I aint talking a true machinist on paper. There are some true machinist IMO that have never left their own garage. I'm talking a guy who can hit the mark, look at a drawing and see how to get to the end result, a problem solver and a thinker. Every one cant be a machinist but anyone can run a machine. The teacher gives us blue prints and send us on our way. Like yours, he has nothing to say unless we are wrong. He even lets us screw our own pooch and learn from it. But with out triangles your not getting to far with him and without gd&t you cant understand the prints. Our current project you need to mill two 20* angles with a reamed hole between them. You need trig for the sine bar and trig to find and check the angles. He dont expect us to know all about gd&t but you cant work off your datum if you dont even know what a datum is.
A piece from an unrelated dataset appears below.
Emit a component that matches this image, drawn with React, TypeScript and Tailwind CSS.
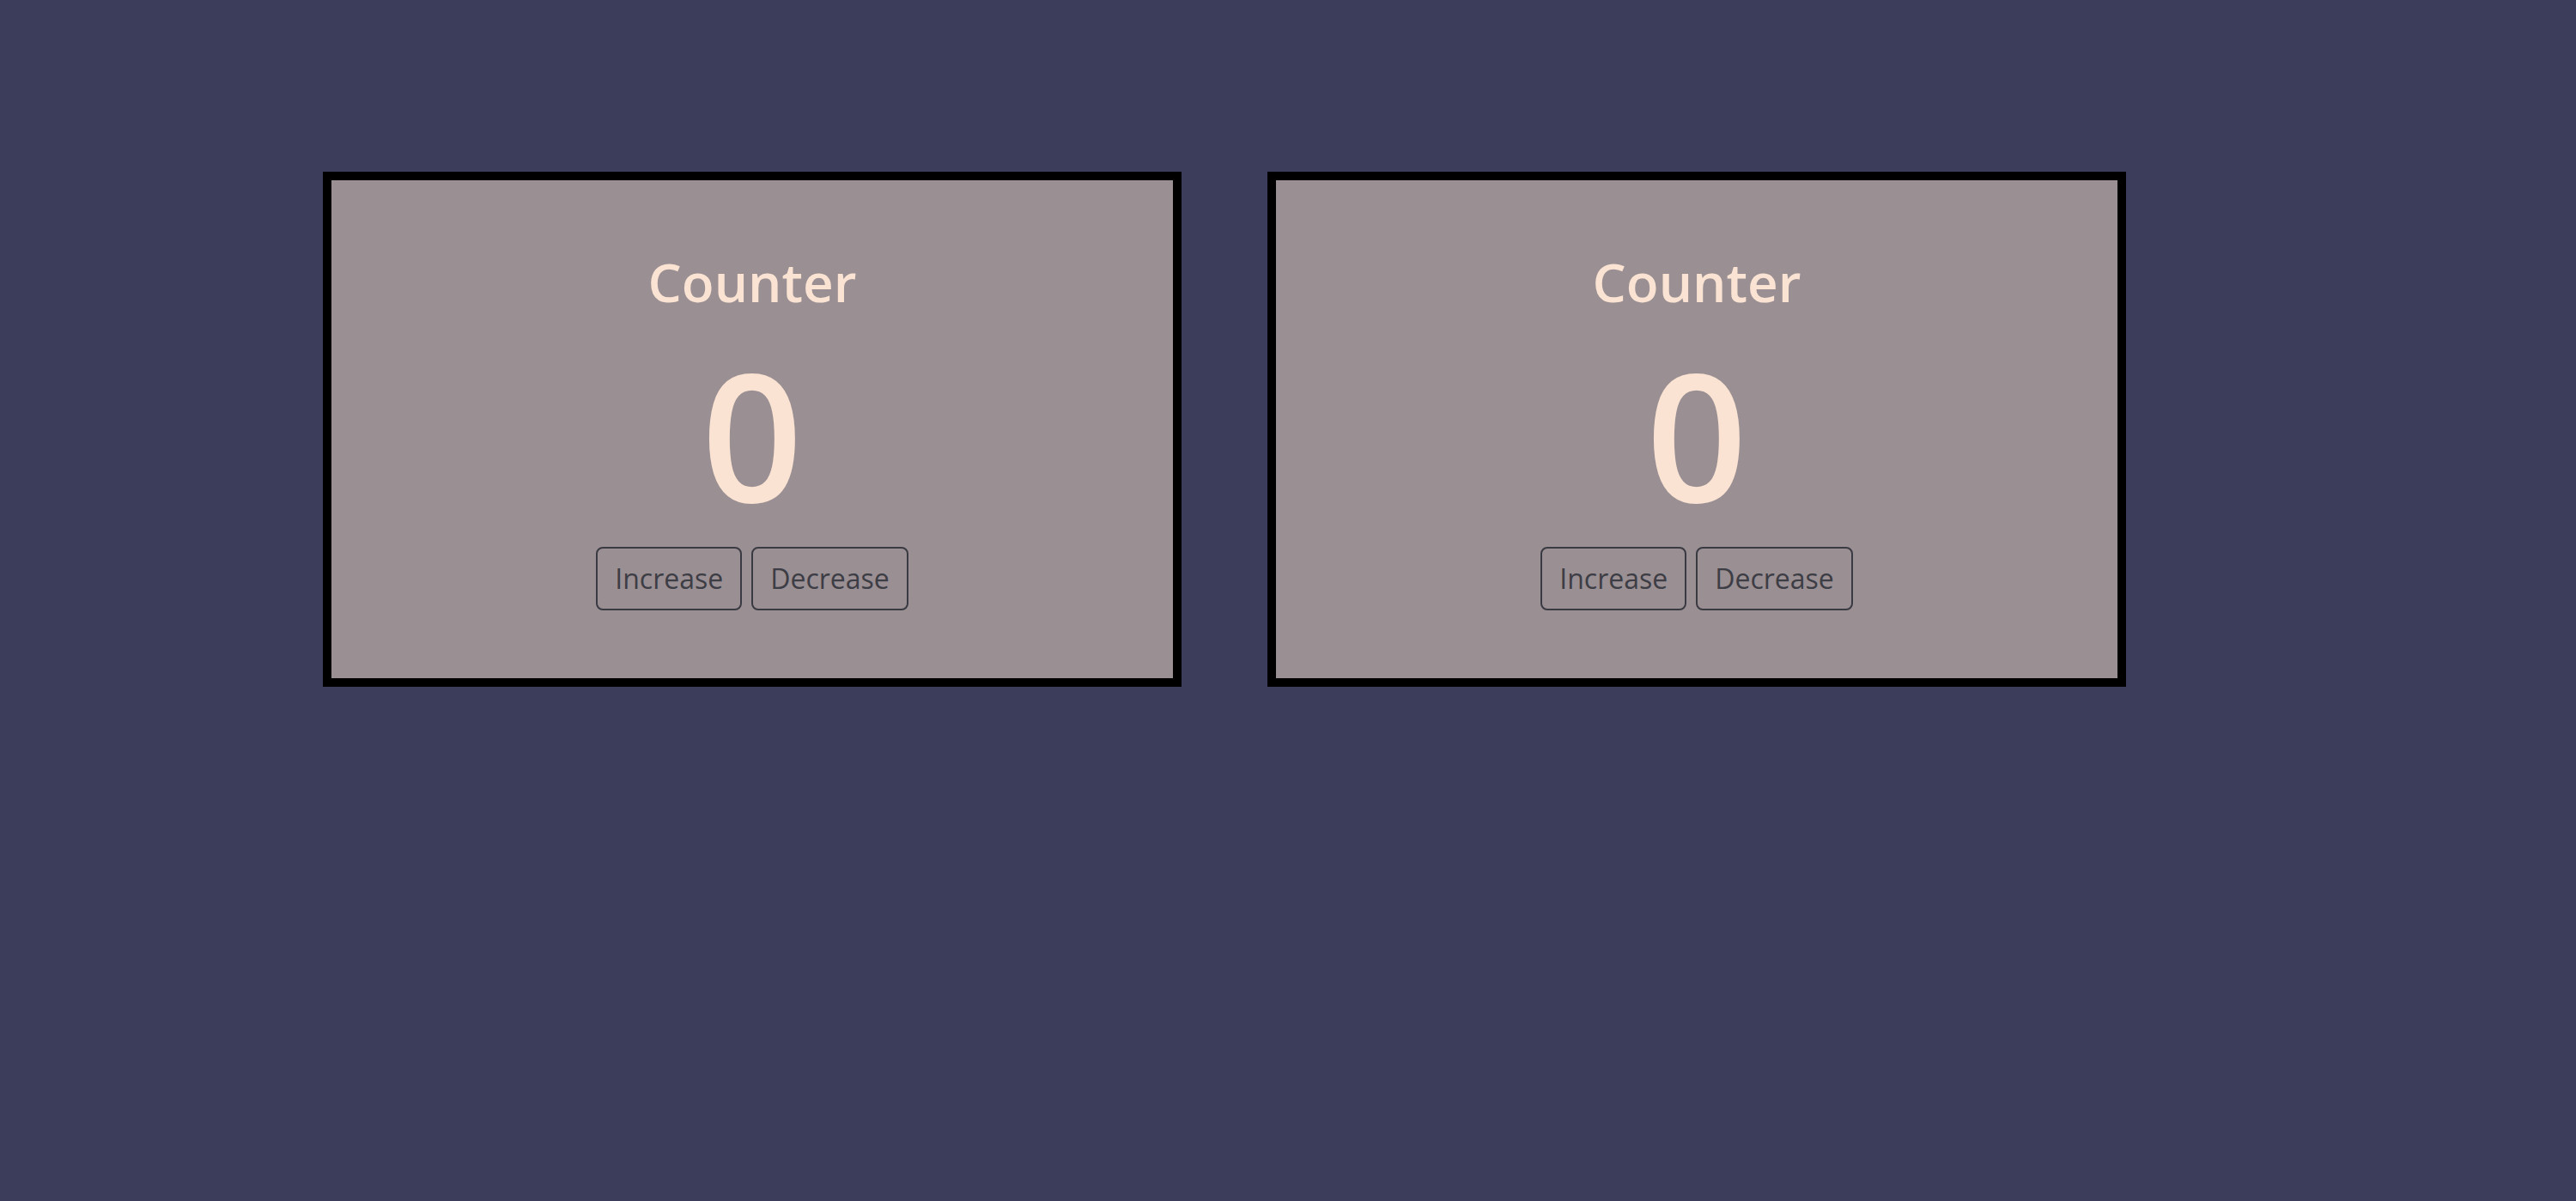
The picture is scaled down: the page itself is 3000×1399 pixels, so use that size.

My point is you can become one of 3 kinds. If you wish to be what I would consider a machinist you need to know alot more then how to run a machine. If you cant find 21* on a lathe using just a indicator your not a machinist. If you cant set 7 holes in a 6.325 Dia circle equally spaced with pen and paper or at least just a calculator your not a machinist. And you almost certainly are not a machinist at the end of most machinist schools. And many who have 30yr on a mill, well they still are not a machinist.
Are you looking for blue prints of things to make? I can copy what we are doing as we do it. What machines do you have access to?